**PROBLEM STATEMENT**. Output the full listing below exactly as it reads, and skip anything that is a picture.

**WORKING DATA**.
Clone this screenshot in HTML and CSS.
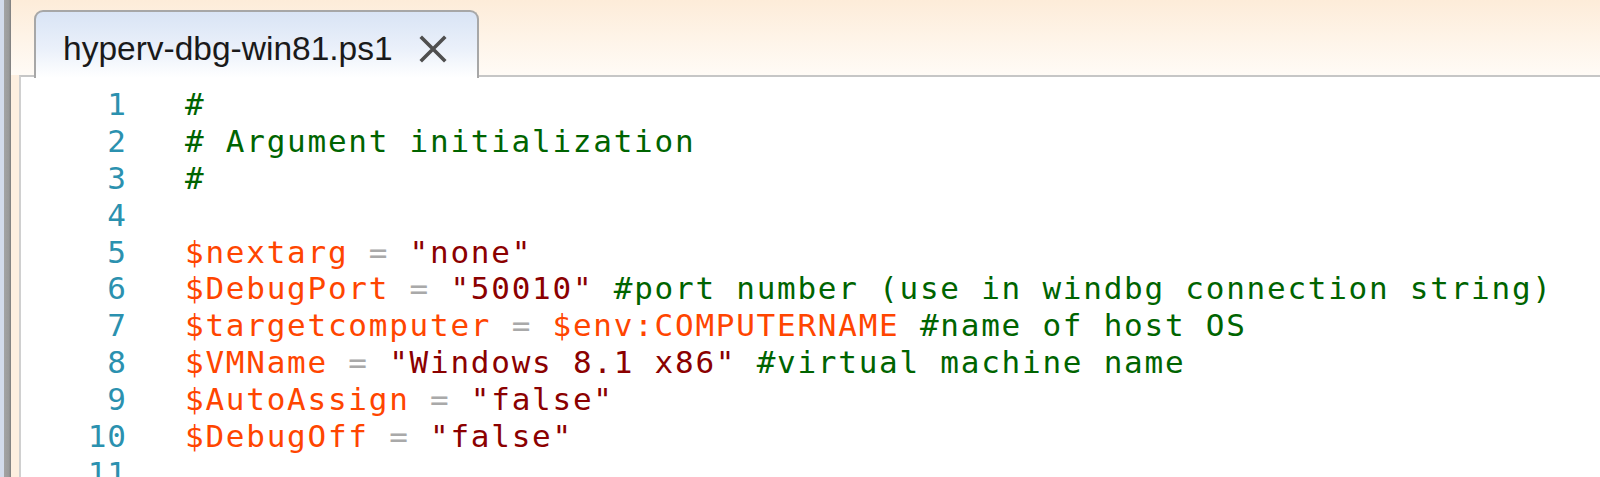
FILE: index.html
```html
<!DOCTYPE html>
<html lang="en">
<head>
  <meta charset="UTF-8" />
  <title>hyperv-dbg-win81.ps1</title>
  <link rel="stylesheet" href="styles.css">
</head>
<body>
  <div class="frame-edge"></div>
  <div class="frame-border"></div>

  <div class="pane">
    <div class="tabs">
      <div class="tab">
        <span class="tab-title">hyperv-dbg-win81.ps1</span>
        <svg class="tab-close" width="28" height="28" viewBox="0 0 28 28">
          <path d="M3 3 L25 25 M25 3 L3 25" stroke="#4f4f4f" stroke-width="3.6" stroke-linecap="square" fill="none"/>
        </svg>
      </div>
    </div>

    <div class="editor">
      <div class="line"><span class="ln">1</span><span class="code"><span class="cm">#</span></span></div>
      <div class="line"><span class="ln">2</span><span class="code"><span class="cm"># Argument initialization</span></span></div>
      <div class="line"><span class="ln">3</span><span class="code"><span class="cm">#</span></span></div>
      <div class="line"><span class="ln">4</span><span class="code"></span></div>
      <div class="line"><span class="ln">5</span><span class="code"><span class="var">$nextarg</span> <span class="op">=</span> <span class="str">"none"</span></span></div>
      <div class="line"><span class="ln">6</span><span class="code"><span class="var">$DebugPort</span> <span class="op">=</span> <span class="str">"50010"</span> <span class="cm">#port number (use in windbg connection string)</span></span></div>
      <div class="line"><span class="ln">7</span><span class="code"><span class="var">$targetcomputer</span> <span class="op">=</span> <span class="var">$env:COMPUTERNAME</span> <span class="cm">#name of host OS</span></span></div>
      <div class="line"><span class="ln">8</span><span class="code"><span class="var">$VMName</span> <span class="op">=</span> <span class="str">"Windows 8.1 x86"</span> <span class="cm">#virtual machine name</span></span></div>
      <div class="line"><span class="ln">9</span><span class="code"><span class="var">$AutoAssign</span> <span class="op">=</span> <span class="str">"false"</span></span></div>
      <div class="line"><span class="ln">10</span><span class="code"><span class="var">$DebugOff</span> <span class="op">=</span> <span class="str">"false"</span></span></div>
      <div class="line"><span class="ln">11</span><span class="code"></span></div>
    </div>
  </div>
</body>
</html>
```

FILE: styles.css
```css
* {
  box-sizing: border-box;
}

html, body {
  margin: 0;
  padding: 0;
  height: 100%;
  overflow: hidden;
}

body {
  display: flex;
  background-color: #fff;
}

/* window frame on the far left */
.frame-edge {
  width: 4px;
  background-color: #d3dbeb;
}

.frame-border {
  width: 7px;
  background: linear-gradient(to right, #a3a3a3, #9a9a9a 70%, #7c7c7c);
}

.pane {
  flex: 1;
  display: flex;
  flex-direction: column;
  min-height: 0;
  background-color: #fdefe0;
}

/* tab strip */
.tabs {
  flex-shrink: 0;
  height: 75px;
  display: flex;
  align-items: flex-end;
  padding-left: 23px;
  background: linear-gradient(#fdecd9, #fffbf6);
}

.tab {
  position: relative;
  z-index: 2;
  display: flex;
  align-items: center;
  gap: 26px;
  height: 68px;
  margin-bottom: -3px;
  padding: 0 30px 0 27px;
  border: 2px solid #a7a7a7;
  border-bottom: none;
  border-radius: 9px 9px 0 0;
  background: linear-gradient(#d9e4f5, #eaf0fa 55%, #ffffff);
}

.tab-title {
  font-family: "Liberation Sans", Arial, sans-serif;
  font-size: 33.5px;
  color: #1a1a1a;
  margin-top: 8px;
}

.tab-close {
  display: block;
  margin-top: 8px;
}

/* code area */
.editor {
  flex: 1;
  min-height: 0;
  overflow: hidden;
  margin-left: 8px;
  padding-top: 9px;
  border-left: 2px solid #d0d0d0;
  border-top: 2px solid #c6c6c6;
  background-color: #fff;
  font-family: "DejaVu Sans Mono", "Liberation Mono", monospace;
  font-size: 31px;
}

.line {
  display: flex;
  flex-shrink: 0;
  height: 36.9px;
  line-height: 36.9px;
  white-space: pre;
}

.ln {
  width: 106px;
  text-align: right;
  color: #2b91af;
  letter-spacing: 1px;
}

.code {
  margin-left: 58px;
  letter-spacing: 1.75px;
}

.cm {
  color: #006400;
}

.var {
  color: #ff4500;
}

.str {
  color: #8b0000;
}

.op {
  color: #a9a9a9;
}
```
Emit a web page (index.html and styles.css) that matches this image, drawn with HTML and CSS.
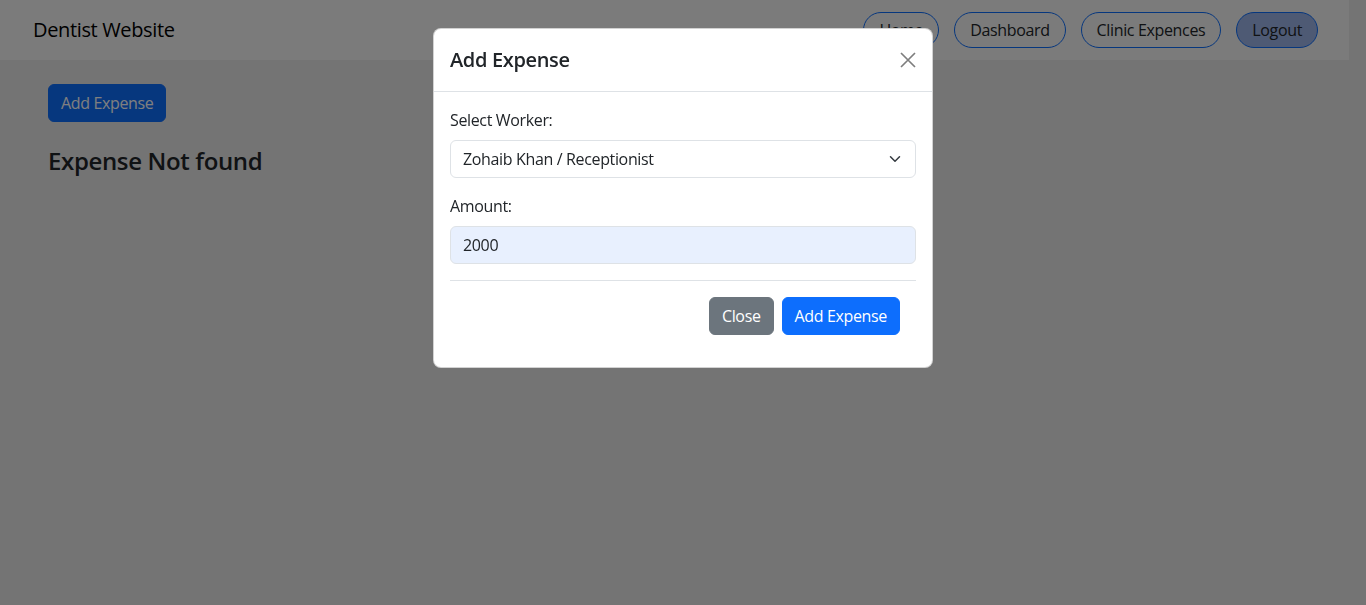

**EXERCISE SOLUTION**.
Clone this screenshot in HTML and CSS.
FILE: index.html
```html
<!DOCTYPE html>
<html lang="en">
<head>
  <meta charset="UTF-8" />
  <title>hyperv-dbg-win81.ps1</title>
  <link rel="stylesheet" href="styles.css">
</head>
<body>
  <div class="frame-edge"></div>
  <div class="frame-border"></div>

  <div class="pane">
    <div class="tabs">
      <div class="tab">
        <span class="tab-title">hyperv-dbg-win81.ps1</span>
        <svg class="tab-close" width="28" height="28" viewBox="0 0 28 28">
          <path d="M3 3 L25 25 M25 3 L3 25" stroke="#4f4f4f" stroke-width="3.6" stroke-linecap="square" fill="none"/>
        </svg>
      </div>
    </div>

    <div class="editor">
      <div class="line"><span class="ln">1</span><span class="code"><span class="cm">#</span></span></div>
      <div class="line"><span class="ln">2</span><span class="code"><span class="cm"># Argument initialization</span></span></div>
      <div class="line"><span class="ln">3</span><span class="code"><span class="cm">#</span></span></div>
      <div class="line"><span class="ln">4</span><span class="code"></span></div>
      <div class="line"><span class="ln">5</span><span class="code"><span class="var">$nextarg</span> <span class="op">=</span> <span class="str">"none"</span></span></div>
      <div class="line"><span class="ln">6</span><span class="code"><span class="var">$DebugPort</span> <span class="op">=</span> <span class="str">"50010"</span> <span class="cm">#port number (use in windbg connection string)</span></span></div>
      <div class="line"><span class="ln">7</span><span class="code"><span class="var">$targetcomputer</span> <span class="op">=</span> <span class="var">$env:COMPUTERNAME</span> <span class="cm">#name of host OS</span></span></div>
      <div class="line"><span class="ln">8</span><span class="code"><span class="var">$VMName</span> <span class="op">=</span> <span class="str">"Windows 8.1 x86"</span> <span class="cm">#virtual machine name</span></span></div>
      <div class="line"><span class="ln">9</span><span class="code"><span class="var">$AutoAssign</span> <span class="op">=</span> <span class="str">"false"</span></span></div>
      <div class="line"><span class="ln">10</span><span class="code"><span class="var">$DebugOff</span> <span class="op">=</span> <span class="str">"false"</span></span></div>
      <div class="line"><span class="ln">11</span><span class="code"></span></div>
    </div>
  </div>
</body>
</html>
```

FILE: styles.css
```css
* {
  box-sizing: border-box;
}

html, body {
  margin: 0;
  padding: 0;
  height: 100%;
  overflow: hidden;
}

body {
  display: flex;
  background-color: #fff;
}

/* window frame on the far left */
.frame-edge {
  width: 4px;
  background-color: #d3dbeb;
}

.frame-border {
  width: 7px;
  background: linear-gradient(to right, #a3a3a3, #9a9a9a 70%, #7c7c7c);
}

.pane {
  flex: 1;
  display: flex;
  flex-direction: column;
  min-height: 0;
  background-color: #fdefe0;
}

/* tab strip */
.tabs {
  flex-shrink: 0;
  height: 75px;
  display: flex;
  align-items: flex-end;
  padding-left: 23px;
  background: linear-gradient(#fdecd9, #fffbf6);
}

.tab {
  position: relative;
  z-index: 2;
  display: flex;
  align-items: center;
  gap: 26px;
  height: 68px;
  margin-bottom: -3px;
  padding: 0 30px 0 27px;
  border: 2px solid #a7a7a7;
  border-bottom: none;
  border-radius: 9px 9px 0 0;
  background: linear-gradient(#d9e4f5, #eaf0fa 55%, #ffffff);
}

.tab-title {
  font-family: "Liberation Sans", Arial, sans-serif;
  font-size: 33.5px;
  color: #1a1a1a;
  margin-top: 8px;
}

.tab-close {
  display: block;
  margin-top: 8px;
}

/* code area */
.editor {
  flex: 1;
  min-height: 0;
  overflow: hidden;
  margin-left: 8px;
  padding-top: 9px;
  border-left: 2px solid #d0d0d0;
  border-top: 2px solid #c6c6c6;
  background-color: #fff;
  font-family: "DejaVu Sans Mono", "Liberation Mono", monospace;
  font-size: 31px;
}

.line {
  display: flex;
  flex-shrink: 0;
  height: 36.9px;
  line-height: 36.9px;
  white-space: pre;
}

.ln {
  width: 106px;
  text-align: right;
  color: #2b91af;
  letter-spacing: 1px;
}

.code {
  margin-left: 58px;
  letter-spacing: 1.75px;
}

.cm {
  color: #006400;
}

.var {
  color: #ff4500;
}

.str {
  color: #8b0000;
}

.op {
  color: #a9a9a9;
}
```
Emit a web page (index.html and styles.css) that matches this image, drawn with HTML and CSS.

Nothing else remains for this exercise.